Gilded pieces bring further texture to the drawing room. A pair of French Empire chairs have carved dragon heads highlighted by gold paint, and the rococo mirror is one of the best of its kind.

In the library, a Chesterfield sofa and wingback chair sit before an 18th-century English mantel, which was added to the house around 1900.


The original pine floors of the central hall were painted an aqueous shade of blue green. The long-case rococo clock is Dutch.


The clock also features a moon phase dial and other celestial details. It is topped with a trio of Greek mythological figures, most prominently Atlas holding the world at top.

Another guest room is covered in handblocked wallpaper based on an early American pattern, Ada Harris, from Adelphi Paper Hanging. The traditional design feels modern in this context. An original Maurice Sendak drawing with a character out of Where the Wild Things Are sits on the mantel, above contemporary chairs with backs patterned like paper doilies. The room, like the others in the house, is a prime example of “decoration as collage.”

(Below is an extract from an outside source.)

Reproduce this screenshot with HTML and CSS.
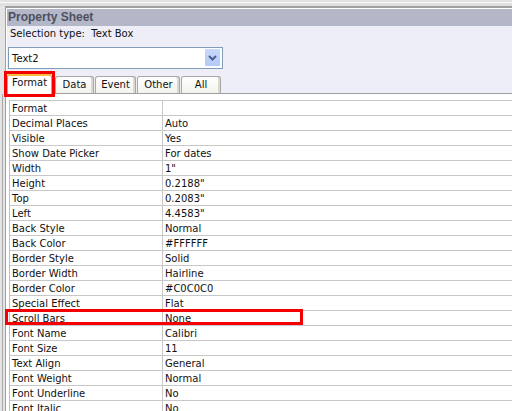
FILE: index.html
```html
<!DOCTYPE html>
<html>
<head>
<meta charset="utf-8">
<link rel="stylesheet" href="styles.css">
</head>
<body>
<div class="chrome"></div>
<div class="panel">
  <div class="panel-inner">
    <div class="title">Property Sheet</div>
    <div class="selection">Selection type:  Text Box</div>
    <div class="combo">
      <span class="combo-text">Text2</span>
      <span class="combo-btn"><svg width="15" height="17" viewBox="0 0 15 17"><polyline points="4,7 7.5,10.5 11,7" fill="none" stroke="#4b5f8d" stroke-width="2"/></svg></span>
    </div>
    <div class="tabs">
      <div class="tab active marked">Format</div>
      <div class="tab w-data">Data</div>
      <div class="tab w-event">Event</div>
      <div class="tab w-other">Other</div>
      <div class="tab w-all">All</div>
    </div>
    <div class="page">
      <div class="grid">
        <div class="row"><div class="k">Format</div><div class="v"></div></div>
        <div class="row"><div class="k">Decimal Places</div><div class="v">Auto</div></div>
        <div class="row"><div class="k">Visible</div><div class="v">Yes</div></div>
        <div class="row"><div class="k">Show Date Picker</div><div class="v">For dates</div></div>
        <div class="row"><div class="k">Width</div><div class="v">1"</div></div>
        <div class="row"><div class="k">Height</div><div class="v">0.2188"</div></div>
        <div class="row"><div class="k">Top</div><div class="v">0.2083"</div></div>
        <div class="row"><div class="k">Left</div><div class="v">4.4583"</div></div>
        <div class="row"><div class="k">Back Style</div><div class="v">Normal</div></div>
        <div class="row"><div class="k">Back Color</div><div class="v">#FFFFFF</div></div>
        <div class="row"><div class="k">Border Style</div><div class="v">Solid</div></div>
        <div class="row"><div class="k">Border Width</div><div class="v">Hairline</div></div>
        <div class="row"><div class="k">Border Color</div><div class="v">#C0C0C0</div></div>
        <div class="row"><div class="k">Special Effect</div><div class="v">Flat</div></div>
        <div class="row highlight"><div class="k">Scroll Bars</div><div class="v">None</div></div>
        <div class="row"><div class="k">Font Name</div><div class="v">Calibri</div></div>
        <div class="row"><div class="k">Font Size</div><div class="v">11</div></div>
        <div class="row"><div class="k">Text Align</div><div class="v">General</div></div>
        <div class="row"><div class="k">Font Weight</div><div class="v">Normal</div></div>
        <div class="row"><div class="k">Font Underline</div><div class="v">No</div></div>
        <div class="row"><div class="k">Font Italic</div><div class="v">No</div></div>
      </div>
    </div>
  </div>
</div>
</body>
</html>
```
FILE: styles.css
```css
html, body {
  margin: 0;
  padding: 0;
  height: 411px;
  overflow: hidden;
}
body {
  background: linear-gradient(#a8a8a8, #a8a8a8) no-repeat 2px 94px / 1px 100%, #e4e4e4;
  font-family: "DejaVu Sans", sans-serif;
  font-size: 10px;
  color: #111;
}
.chrome {
  height: 6px;
  background: linear-gradient(#e2e2e2 0 2px, #f8f8f8 2px 3px, #e0e0e0 3px);
}
.panel {
  margin-left: 5px;
  border-top: 2px solid #a0a0a0;
  border-left: 1px solid #a0a0a0;
}
.panel-inner {
  border-top: 1px solid #fff;
  border-left: 1px solid #fff;
  background: #eeeef8;
  height: 420px;
  display: flex;
  flex-direction: column;
}
.title {
  height: 17px;
  line-height: 17px;
  background: #b4b7c8;
  color: #4e5060;
  font-family: "Liberation Sans", Arial, sans-serif;
  font-weight: bold;
  font-size: 12px;
  padding-left: 1px;
}
.selection {
  white-space: pre;
  line-height: 14px;
  margin-top: 1px;
  padding-left: 3px;
}
.combo {
  margin: 6px 0 0 1px;
  width: 215px;
  height: 22px;
  box-sizing: border-box;
  border: 1px solid #7f9db9;
  background: #fff;
  display: flex;
  align-items: center;
}
.combo-text {
  padding-left: 3px;
}
.combo-btn {
  align-self: flex-start;
  margin: 1px 2px 0 auto;
  width: 15px;
  height: 17px;
  box-sizing: border-box;
  background: linear-gradient(#c9d8fb, #b4c9f6);
  border-radius: 1px;
  display: flex;
}
.tabs {
  margin-top: 5px;
  display: flex;
  align-items: flex-end;
  gap: 1px;
  border-bottom: 1px solid #a0a0a0;
  height: 19px;
}
.tab {
  height: 17px;
  box-sizing: border-box;
  border: 1px solid #a8a8a8;
  border-bottom: 0;
  border-radius: 3px 3px 0 0;
  background: linear-gradient(#ffffff, #f3f2ec);
  box-shadow: inset -2px 0 #dcd9cc;
  text-align: center;
  line-height: 16px;
}
.tab.active {
  height: 20px;
  width: 45px;
  margin-bottom: -1px;
  margin-right: 2px;
  border-top: 2px solid #f5be3c;
  background: #fff;
  box-shadow: none;
  line-height: 14px;
  position: relative;
}
.marked::after {
  content: "";
  position: absolute;
  top: -5px;
  left: -4px;
  right: -4px;
  bottom: -3px;
  border: 3px solid #f40000;
}
.w-data { width: 39px; }
.w-event { width: 41px; }
.w-other { width: 43px; }
.w-all { width: 40px; }
.page {
  flex: 1;
  background: #fff;
  padding: 6px 0 0 2px;
}
.grid {
  border-top: 1px solid #c8c8c8;
  border-left: 1px solid #c0c0c0;
}
.row {
  display: flex;
  height: 15px;
  box-sizing: border-box;
  border-bottom: 1px solid #c8c8c8;
  line-height: 15px;
  position: relative;
}
.k {
  width: 153px;
  box-sizing: border-box;
  padding-left: 2px;
  border-right: 1px solid #c8c8c8;
}
.v {
  flex: 1;
  padding-left: 2px;
}
.highlight::after {
  content: "";
  position: absolute;
  top: -2px;
  bottom: 0;
  left: -5px;
  width: 298px;
  box-sizing: border-box;
  border: 3px solid #f40000;
}
```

The Adelphi wallpaper design is named after Ada Harris, a legendary antiques dealer from upstate New York, whose historic house in Albany featured a piece of the paper. Probably printed around 1810, certain aspects of the pattern are reminiscent of stenciling. Free from the influence of the Continental aesthetic so prevalent at the time, this is a great example of American wallpaper.

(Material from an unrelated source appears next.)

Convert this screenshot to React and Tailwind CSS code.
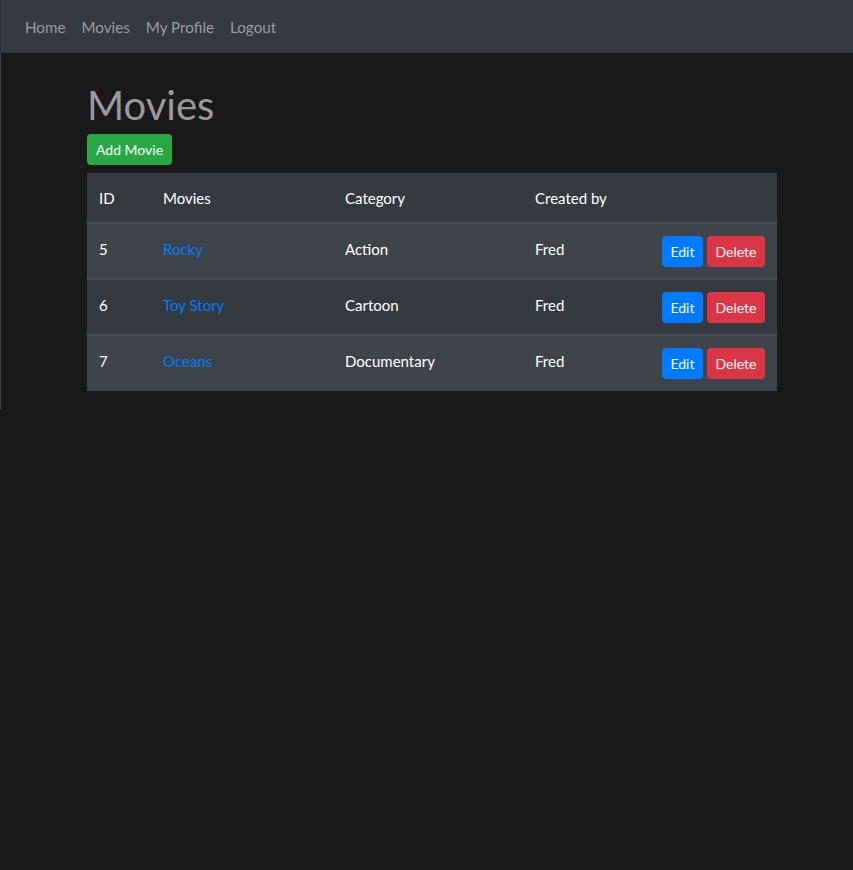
import React from "react";

const rows = [
  { id: 5, name: "Rocky", cat: "Action", by: "Fred" },
  { id: 6, name: "Toy Story", cat: "Cartoon", by: "Fred" },
  { id: 7, name: "Oceans", cat: "Documentary", by: "Fred" },
];

export default function App() {
  return (
    <div className="min-h-[870px] bg-[#191919] text-white" style={{ fontFamily: "Lato, 'Open Sans', sans-serif" }}>
      <nav className="h-[53px] bg-[#343a40] flex items-center px-4 border-l border-[#2a2e33]">
        {["Home", "Movies", "My Profile", "Logout"].map((t) => (
          <a key={t} className="px-2 text-[15.2px] leading-6 text-[#9a9da0]">{t}</a>
        ))}
      </nav>
      <div className="border-l border-[#3a3f45] h-[357px]">
        <div className="w-[690px] ml-[86px]">
          <h1 className="text-[40px] leading-[48px] text-[#9a9a9a] pt-[28px] pb-[5px]">Movies</h1>
          <button className="h-[31px] px-[9px] rounded-[4px] bg-[#28a745] text-[14px] text-white">Add Movie</button>
          <table className="mt-[8px] w-[690px] text-[15px] table-fixed border-collapse">
            <thead>
              <tr className="h-[50px] bg-[#343a40]">
                <th className="w-[64px] text-left font-normal pl-3 pt-[2px]">ID</th>
                <th className="w-[182px] text-left font-normal pl-3 pt-[2px]">Movies</th>
                <th className="w-[190px] text-left font-normal pl-3 pt-[2px]">Category</th>
                <th className="w-[130px] text-left font-normal pl-3 pt-[2px]">Created by</th>
                <th className="font-normal"></th>
              </tr>
            </thead>
            <tbody>
              {rows.map((r, i) => (
                <tr key={r.id} className={(i % 2 === 0 ? "bg-[#3f444b]" : "bg-[#343a40]") + " h-[56px] border-t-2 border-[#454d55] align-top"}>
                  <td className="pl-3 pt-[14px]">{r.id}</td>
                  <td className="pl-3 pt-[14px] text-[#007bff]">{r.name}</td>
                  <td className="pl-3 pt-[14px]">{r.cat}</td>
                  <td className="pl-3 pt-[14px]">{r.by}</td>
                  <td className="pr-3 pt-[12px]">
                    <div className="flex justify-end gap-1">
                      <button className="h-[31px] w-[41px] rounded-[4px] bg-[#007bff] text-[14px] text-white">Edit</button>
                      <button className="h-[31px] w-[58px] rounded-[4px] bg-[#dc3545] text-[14px] text-white">Delete</button>
                    </div>
                  </td>
                </tr>
              ))}
            </tbody>
          </table>
        </div>
      </div>
    </div>
  );
}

The bedrooms have an equally diverse mix of furniture. In a guest bedroom, a steel canopy bed is juxtaposed with an English Regency girandole mirror, William and Mary chest, and an early neoclassical mantel, installed in the house around 1900, painted dark grey with Dutch tile surround.


A custom-made striped runner rises the full four-story height of the main staircase. The Gothic chairs, originally found in the house, were modernized with a bright red painted finish. The runner is patterned after a 19th-century American example.